Skip to Content

Spec-Driven Development

AIDEN follows a spec-driven approach to software development. Instead of jumping straight into code, you define what needs to be built through structured specifications, and AI agents handle the how.

How Specs Work

Project-Level Specs

When AIDEN analyzes your project, it generates a .aiden/SPEC.md file containing:

  • Project goals and scope
  • Architecture decisions
  • Technical constraints
  • Feature requirements

Story-Level Specs

Each story on the Kanban board can have its own spec.
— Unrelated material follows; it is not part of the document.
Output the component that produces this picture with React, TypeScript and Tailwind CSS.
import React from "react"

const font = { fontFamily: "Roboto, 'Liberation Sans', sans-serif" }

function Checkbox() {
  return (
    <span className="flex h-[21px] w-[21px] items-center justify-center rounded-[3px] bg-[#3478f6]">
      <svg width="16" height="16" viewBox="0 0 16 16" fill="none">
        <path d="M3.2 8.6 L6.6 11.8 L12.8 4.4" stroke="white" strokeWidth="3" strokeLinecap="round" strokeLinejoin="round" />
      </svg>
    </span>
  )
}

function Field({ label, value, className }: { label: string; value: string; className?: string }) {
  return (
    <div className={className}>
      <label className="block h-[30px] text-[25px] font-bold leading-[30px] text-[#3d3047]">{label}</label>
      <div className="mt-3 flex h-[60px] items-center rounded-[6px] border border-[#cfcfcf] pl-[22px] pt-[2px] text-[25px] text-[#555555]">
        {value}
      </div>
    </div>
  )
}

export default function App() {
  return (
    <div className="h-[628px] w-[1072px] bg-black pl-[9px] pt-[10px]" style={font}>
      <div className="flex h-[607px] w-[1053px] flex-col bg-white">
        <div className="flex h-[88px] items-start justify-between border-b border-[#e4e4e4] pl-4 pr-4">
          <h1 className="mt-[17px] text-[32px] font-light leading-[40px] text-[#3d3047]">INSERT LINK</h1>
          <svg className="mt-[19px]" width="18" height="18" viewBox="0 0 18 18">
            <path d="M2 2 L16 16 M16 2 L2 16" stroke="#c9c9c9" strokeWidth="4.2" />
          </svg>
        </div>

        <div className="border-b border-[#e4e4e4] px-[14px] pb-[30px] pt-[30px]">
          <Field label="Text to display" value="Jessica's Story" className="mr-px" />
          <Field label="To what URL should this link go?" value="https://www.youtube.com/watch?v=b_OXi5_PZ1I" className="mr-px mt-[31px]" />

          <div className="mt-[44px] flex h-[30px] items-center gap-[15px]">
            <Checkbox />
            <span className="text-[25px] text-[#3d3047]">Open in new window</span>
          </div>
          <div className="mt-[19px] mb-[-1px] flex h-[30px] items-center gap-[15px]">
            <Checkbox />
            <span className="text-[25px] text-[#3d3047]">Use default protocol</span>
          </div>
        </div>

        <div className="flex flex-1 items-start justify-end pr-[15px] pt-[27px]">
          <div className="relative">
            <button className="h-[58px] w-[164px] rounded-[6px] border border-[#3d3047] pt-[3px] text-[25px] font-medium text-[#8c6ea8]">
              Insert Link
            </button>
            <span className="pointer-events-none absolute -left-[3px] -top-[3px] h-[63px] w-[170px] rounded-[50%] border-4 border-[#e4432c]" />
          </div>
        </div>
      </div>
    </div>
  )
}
During the Plan phase, you collaborate with the AI in chat to refine the spec:

  • The AI suggests spec fields via :::spec-update blocks
  • You can accept, modify, or reject suggestions
  • Specs include acceptance criteria, technical approach, and file changes

Spec Updates in Chat

When chatting with the AI about a story, it can propose spec changes inline:

:::spec-update field: acceptance_criteria value: | - User can log in with email/password - Session persists across app restarts - Error messages shown for invalid credentials :::

These structured updates keep specs in sync with the conversation.

Why Specs Matter

  1. AI Context — Agents use specs as their primary instructions. Better specs = better code.
  2. Reproducibility — Specs document intent, making it easy to re-run or adjust agent work.
  3. Review — Specs provide clear criteria for reviewing AI-generated code.
  4. Collaboration — Multiple agents working in parallel reference specs to avoid conflicts.